Ask Your Preacher - Archives

“No Luck Potluck Pt. 2”

Categories: THE NEW TESTAMENT CHURCH

(This post is in reference to “No Luck Potluck”)

Y'all have disappointed me this morning... I have been reading your Q/A for the last 4-5 months, every morning, and try to incorporate those into my daily Bible study.  But the latest one has faltered.  "No potluck"?  It almost sounds like you are putting emphasis on the BUILDING being a part of worship.  What makes a building holy?  You can NOT eat in a building when worship services have concluded?  Can you NOT drink water from the fountain?  Have lights?  Computers?  Restrooms?  If you follow this line, when does one stop?  The first christians were meeting in each others’ homes.  Where today, all these things would be available, just NOT during worship services.  They were meeting in synagogues where the Jews were still worshiping.  OUR bodies make up THE body of the church.

 

Sincerely,
Fork In Hand

Dear Fork In Hand,

You raise a very valid question.  You asked: "What makes a building holy?"  After all, the building isn't the church – the people are.  Whether the church meets in a house (Acts 20:8), a school building (Acts 19:9), or the temple porch (Acts 5:12), it is still the church.  The people are God's church – certainly not a building.  So should we be concerned at all with what goes on in the church building.  The answer is ‘yes’, but not because the building is the church... because the building was bought with the church's money.

A church building is part of a church's finances (the same as your house is part of your finances), and it is important that whatever we use the church's finances for be authorized by the Bible.  1 Tim 3:15 says that there is a certain way that the church must behave when we work together collectively.  1 Tim 5:16 takes it one step farther and says that there are certain financial things the church shouldn't be burdened with.  Once our money goes into the church collection on Sunday (1 Cor 16:1-2), it becomes the Lord's money – not ours.  The church can spend its money on the church's work.  The church's work is simple: teach the saved, preach to the lost, and care for needy christians (read "Purpose Driven Church" for book, chapter, and verse for those commands).

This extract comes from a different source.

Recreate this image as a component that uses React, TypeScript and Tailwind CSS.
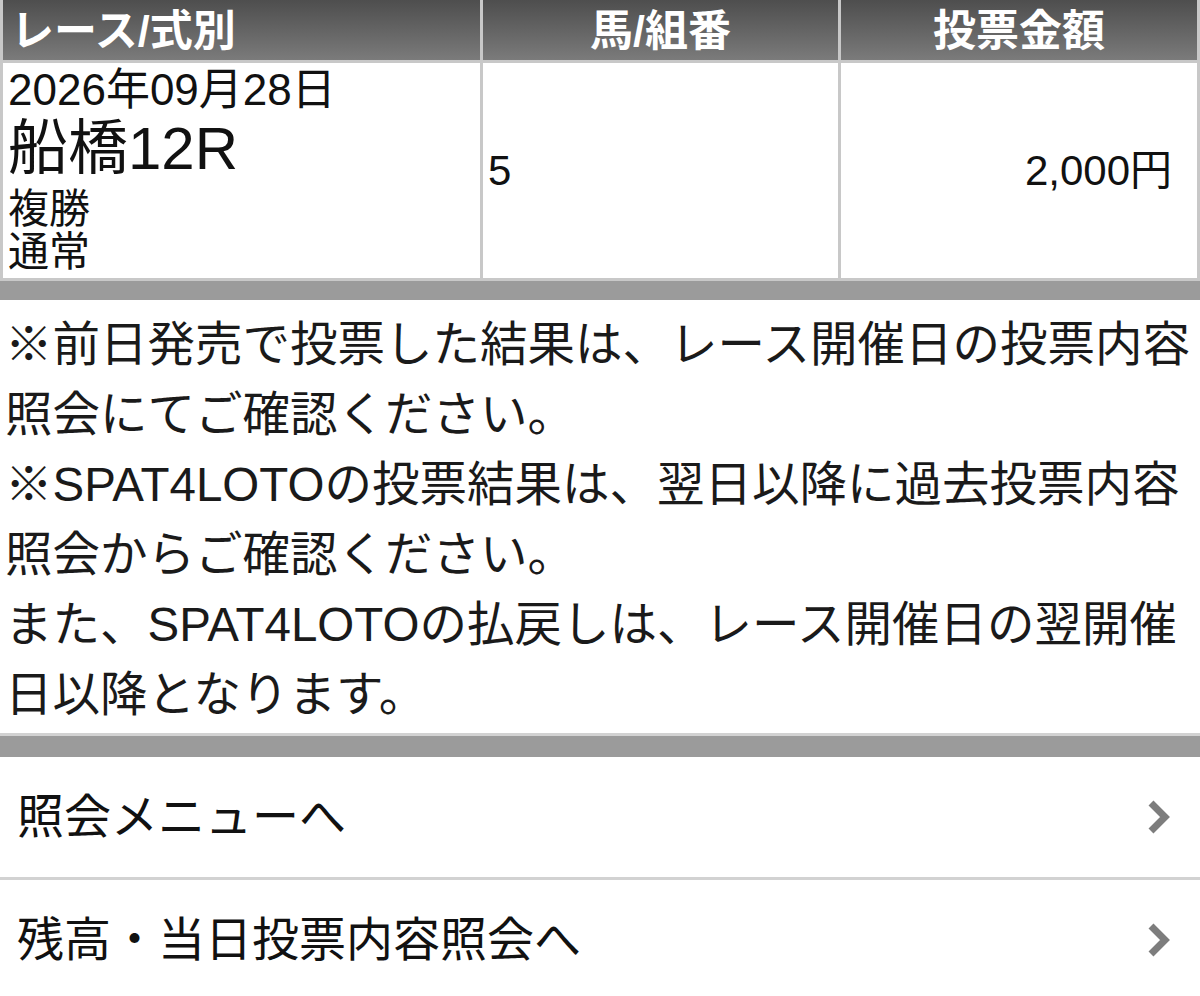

The issue isn't with any food or drink in the building... it is when the church collectively decides to use the building for a primarily social gathering.  As Paul said, "Don't you have houses to eat and drink in?" (1 Cor 11:22).  Paul lambasted the church in Corinth for making the church's work a social event.  As we mentioned in the previous post, if the church needed a potluck for the purpose of continuing their services, that would be one thing... but once we start spending the church's finances (and the building is part of the church's finances) on social things, there is no principle difference between that and church movie night or having a Boy Scout troop use the building on Thursdays.  Hope that provides some clarification.  It is about the use of the Lord's finances, not a building being sacred.